At Reed, Shadab also conceived a larger project after she attended a concert of the Al-Andalus Ensemble, a group whose act features both the flamenco guitar and the Arab oud, in tribute to Spain’s long-ago convivencia, which saw Jews and Muslims living in neighborly harmony in southern Spain from 711 to 1492. Shadab’s first book, Baker of Tarifa, imagines a small coastal town during the time of the convivencia. It celebrates “Jewish leather merchants” and “Muslim botanists. Arabic is a Semitic language,” she declares in one poem.

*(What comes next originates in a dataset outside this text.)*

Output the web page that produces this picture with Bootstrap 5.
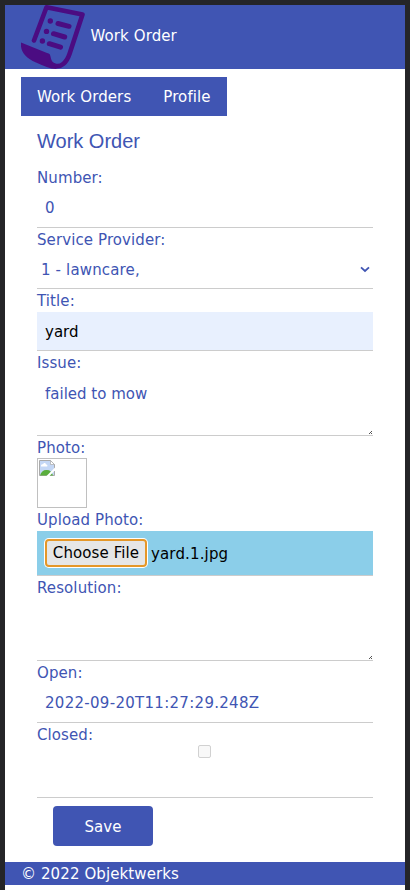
<!DOCTYPE html>
<html lang="en">
<head>
<meta charset="utf-8">
<meta name="viewport" content="width=device-width, initial-scale=1">
<title>Work Order</title>
<link href="https://cdn.jsdelivr.net/npm/bootstrap@5.3.0/dist/css/bootstrap.min.css" rel="stylesheet">
<style>
:root { --brand: #4055b3; }
body { font-family: Verdana, "DejaVu Sans", sans-serif; font-size: 15px; line-height: 23px; letter-spacing: .1px; color: var(--brand); background: #fff; overflow: hidden; }
.app-shell { height: 890px; border: 5px solid #252528; border-bottom: 0; }
.brand-bg { background: var(--brand); color: #fff; }
.app-header { height: 64px; }
.app-header svg { width: 64px; height: 64px; }
.app-title { margin: 0 0 1px 5.5px; }
.app-menu { height: 39px; margin: 8px 0 0 16px; }
.app-menu .nav-link { color: #fff; line-height: 23px; padding-top: 9px; padding-bottom: 7px; }
.page-title { font: 20px/28px "Liberation Sans", Arial, sans-serif; letter-spacing: 0; margin: 11px 0 11px; }
.work-form { margin: 0 32px; }
.field { height: 62px; border-bottom: 1px solid #ccc; }
.field-select { height: 61px; }
.field-area { height: 85px; }
.field-photo { height: 72px; border: 0; }
.field-upload { height: 68px; }
.field-closed { height: 75px; }
.field > label { height: 23px; padding-top: 1px; flex: none; }
.field-photo > label, .field-closed > label { height: 22px; }
.field .entry { border: 0; border-radius: 0; padding: 0 8px; color: var(--brand); font-size: 15px; line-height: 23px; letter-spacing: 0; background: #fff; min-height: 0; box-shadow: none; outline: 0; }
.field textarea.entry { padding: 9px 8px 0; resize: none; display: block; }
.field .entry.autofilled { background: #e8f0fe; color: #000; padding-top: 2px; }
.field .entry.timestamp { letter-spacing: .29px; }
.field select.entry { padding: 1px 32px 0 4px; appearance: none; letter-spacing: .15px; }
.chevron { right: 3px; top: 15px; width: 10px; height: 7px; }
.grip { right: 1px; bottom: 1px; width: 3px; height: 3px; }
.photo-box { width: 50px; height: 50px; border: 1px solid #c0c0c0; padding: 1px; }
.photo-box svg { display: block; width: 16px; height: 16px; }
.file-row { background: #8bcee9; color: #000; padding: 0 8px; }
.file-btn { background: #e6e6e6; border: 0; border-radius: 2px; outline: 2px solid #e59728; box-shadow: 0 0 0 3px #fff; color: #000; height: 24px; width: 98px; padding: 1px 0 0; font-size: 15px; line-height: 23px; letter-spacing: .1px; margin-left: 2px; white-space: nowrap; }
.file-name { margin-left: 6px; padding-top: 2px; letter-spacing: .15px; }
.closed-box { width: 13px; height: 13px; border: 1px solid #d1d1d1; border-radius: 2px; background: #f8f8f8; appearance: none; margin: 0 1px 0 0; }
.btn-save { width: 100px; height: 40px; margin: 8px 0 16px 16px; border: 0; border-radius: 4px; font-size: 15px; padding: 2px 0 0; letter-spacing: .1px; }
.app-footer { height: 23px; padding: 1px 0 0 16px; }
</style>
<script src="https://cdn.jsdelivr.net/npm/bootstrap@5.3.0/dist/js/bootstrap.bundle.min.js"></script>
</head>
<body>
<div class="app-shell">
  <header class="app-header brand-bg d-flex align-items-center ps-3">
    <svg viewBox="0 0 64 64" fill="none" stroke="#4b0c82" stroke-linecap="round" stroke-linejoin="round" aria-hidden="true">
      <path d="M13 35.5 L25.500 2.3 L61.5 9.5 L48.500 49 C45.500 58 40 62 35 61 C29 60 28 56 27 51" stroke-width="4.6"/>
      <path d="M0 37.5 L28.5 49 C28 57 31 61 37 62 L35 64 C29 64 23 61 15 57.500 C4 53 -1 46 0 37.500 Z" fill="#4b0c82" stroke="none"/>
      <path d="M37 18.500 L48 21.300 M32.500 28.700 L43.700 32 M28.300 38.700 L39.500 42.200" stroke-width="5"/>
      <g fill="#4b0c82" stroke="none"><circle cx="29.300" cy="16" r="2.700"/><circle cx="25.500" cy="26.400" r="2.700"/><circle cx="21.400" cy="36" r="2.700"/></g>
    </svg>
    <span class="app-title">Work Order</span>
  </header>
  <nav class="app-menu brand-bg d-inline-flex align-items-center align-top">
    <a class="nav-link px-3" href="#">Work Orders</a>
    <a class="nav-link px-3" href="#">Profile</a>
  </nav>
  <main>
    <form class="work-form">
      <h1 class="page-title">Work Order</h1>
      <div class="field d-flex flex-column">
        <label for="number">Number:</label>
        <input id="number" class="entry w-100 flex-fill" value="0" readonly>
      </div>
      <div class="field field-select d-flex flex-column">
        <label for="provider">Service Provider:</label>
        <div class="position-relative d-flex flex-fill">
          <select id="provider" class="entry w-100"><option>1 - lawncare,</option></select>
          <svg class="chevron position-absolute pe-none" viewBox="0 0 10 7" fill="none" stroke="#4055b3" stroke-width="1.800"><path d="M1 1.300 L5 5 L9 1.300"/></svg>
        </div>
      </div>
      <div class="field d-flex flex-column">
        <label for="title">Title:</label>
        <input id="title" class="entry autofilled w-100 flex-fill" value="yard">
      </div>
      <div class="field field-area d-flex flex-column position-relative">
        <label for="issue">Issue:</label>
        <textarea id="issue" class="entry w-100 flex-fill">failed to mow</textarea>
        <svg class="grip position-absolute" viewBox="0 0 3 3" fill="#555" shape-rendering="crispEdges"><path d="M2 0h1v1h-1zM1 1h1v1h-1zM0 2h1v1h-1zM2 2h1v1h-1z"/></svg>
      </div>
      <div class="field field-photo d-flex flex-column">
        <label>Photo:</label>
        <div class="photo-box">
          <svg viewBox="0 0 16 16" role="img" aria-label="Photo">
            <path d="M.5.500H11.500L15.500 4.500V15.500H.5Z" fill="#c4d7f5" stroke="#aaa"/>
            <path d="M11.500.500V4.500H15.500Z" fill="#fff" stroke="#aaa" stroke-width=".7"/>
            <path d="M2 6.500C1.500 4.500 3.500 4 4 4.300C5 2 7 3 7 4.500C9 4.500 8.500 6.500 8 6.500Z" fill="#fff"/>
            <path d="M1 15.500C2 11.500 5 9.500 8 10C11 10 13 12 14 15.500Z" fill="#5aae3d"/>
            <path d="M16 7.500V10.200L10.500 16H7.500Z" fill="#fff"/>
          </svg>
        </div>
      </div>
      <div class="field field-upload d-flex flex-column">
        <label>Upload Photo:</label>
        <div class="file-row d-flex align-items-center flex-fill">
          <button type="button" class="file-btn">Choose File</button>
          <span class="file-name">yard.1.jpg</span>
        </div>
      </div>
      <div class="field field-area d-flex flex-column position-relative">
        <label for="resolution">Resolution:</label>
        <textarea id="resolution" class="entry w-100 flex-fill"></textarea>
        <svg class="grip position-absolute" viewBox="0 0 3 3" fill="#555" shape-rendering="crispEdges"><path d="M2 0h1v1h-1zM1 1h1v1h-1zM0 2h1v1h-1zM2 2h1v1h-1z"/></svg>
      </div>
      <div class="field d-flex flex-column">
        <label for="opened">Open:</label>
        <input id="opened" class="entry timestamp w-100 flex-fill" value="2022-09-20T11:27:29.248Z" readonly>
      </div>
      <div class="field field-closed d-flex flex-column">
        <label for="closed">Closed:</label>
        <input id="closed" type="checkbox" class="closed-box align-self-center" disabled>
      </div>
      <button type="button" class="btn btn-save brand-bg d-block">Save</button>
    </form>
  </main>
  <footer class="app-footer brand-bg">© 2022 Objektwerks</footer>
</div>
</body>
</html>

In 2011 Shadab ventured outside poetry to write an op-ed for the Washington Post arguing for a modern-day convivencia. The piece takes issue with Pakistan’s inflexible antiblasphemy law as well as California-based Christians who had just picketed a Muslim charity event, chanting, “Muhammad was a pervert!” What both sides need, Shadab suggests, is to learn from Muhammad himself, who showed humility and mercy when the people of the war-torn city Taif pelted him and his adopted son Zaid with stones. “Gabriel appeared with a summons from the Almighty to punish the people of Taif,” Shadab writes. “Still Muhammad’s feet bled as he pleaded their case and prayed for another chance for them.”
Shadab’s next book will consider an even earlier détente. It will be about the traders who lived in and near Peshawar when it was a stop on the Silk Road during the first few centuries after Christ. “The Silk Road was a moving marketplace, a fluid and shifting convivencia,” she says. “Buddhists, Muslims, Christians, Jews, Hindus, and Parsis traded stories, traditions, and languages across different cultures.” As a poet, Shadab feels responsible for helping us to remember that golden moment. “In our times,” she says, “we have seen the devastations of literalism and intolerance—be it in the name of religion or patriotism or democracy. Convivencia is an idealistic idea, of course. But poetry is a place to dream. And perhaps to influence civilization in some small but deep way.”